For further reading on how to implement differentiated exposure, see our broader insights on portfolio construction and scenario-based allocation at [topic](https://fazencapital.com/insights/en) and related [research](https://fazencapital.com/insights/en).
FAQ
Q: If the Trump Bull Market ends, will macro factors favor value over growth? A: Historically, rising real yields and slowing breadth favor value-like characteristics—higher current earnings yields and lower duration. However, the nuance today lies in distinguishing defensive growth (stable margins, recurring revenue) from long-duration speculative growth; the former can outperform even in a value-tilted re-rating.
Q: What are the short-term data triggers to watch? A: Monitor monthly CPI releases (next print due in April–May 2026), the Fed’s meeting minutes/releases for any guidance shifts, and Q2 2026 corporate guidance for signs of margin compression.

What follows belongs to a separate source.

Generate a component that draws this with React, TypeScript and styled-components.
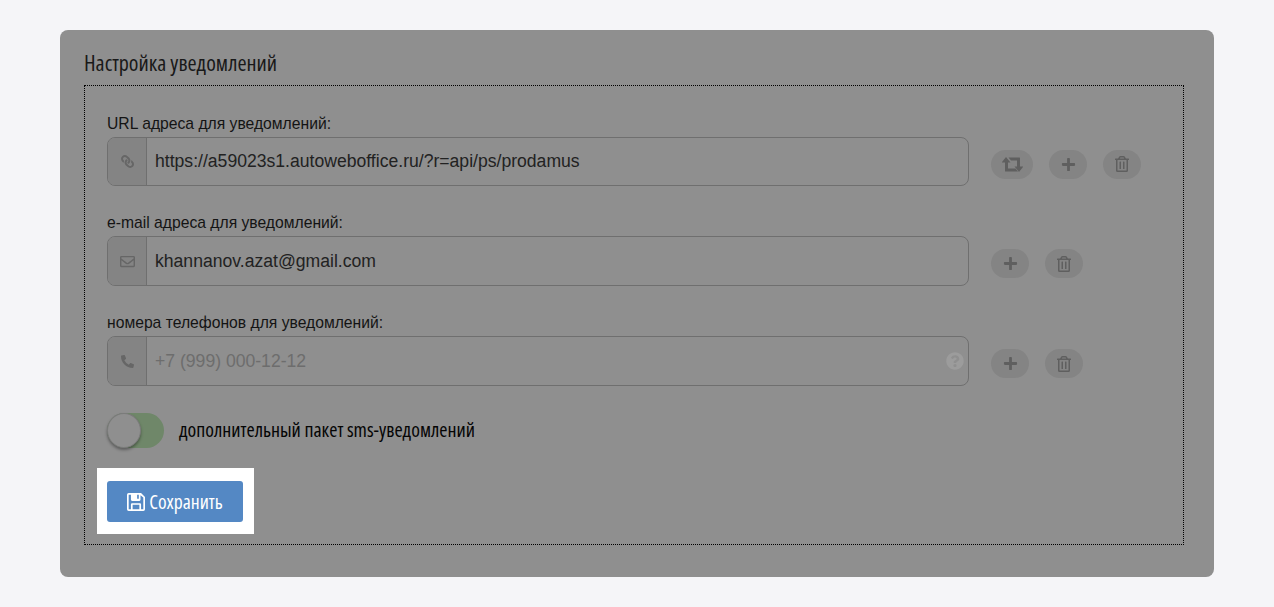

A consistent three-month disinflation trend or explicit Fed pivot would materially lower the probability of a sustained regime shift.
Bottom Line
Macro readings through Q1 2026 raise the odds of a leadership rotation and a de-rating of long-duration equities; however, select cash-flow resilient companies and income-bearing sectors may still outperform in a range-bound or down market. Institutional investors should prepare for dispersion and prioritize balance-sheet and earnings-quality metrics.
Disclaimer: This article is for informational purposes only and does not constitute investment advice.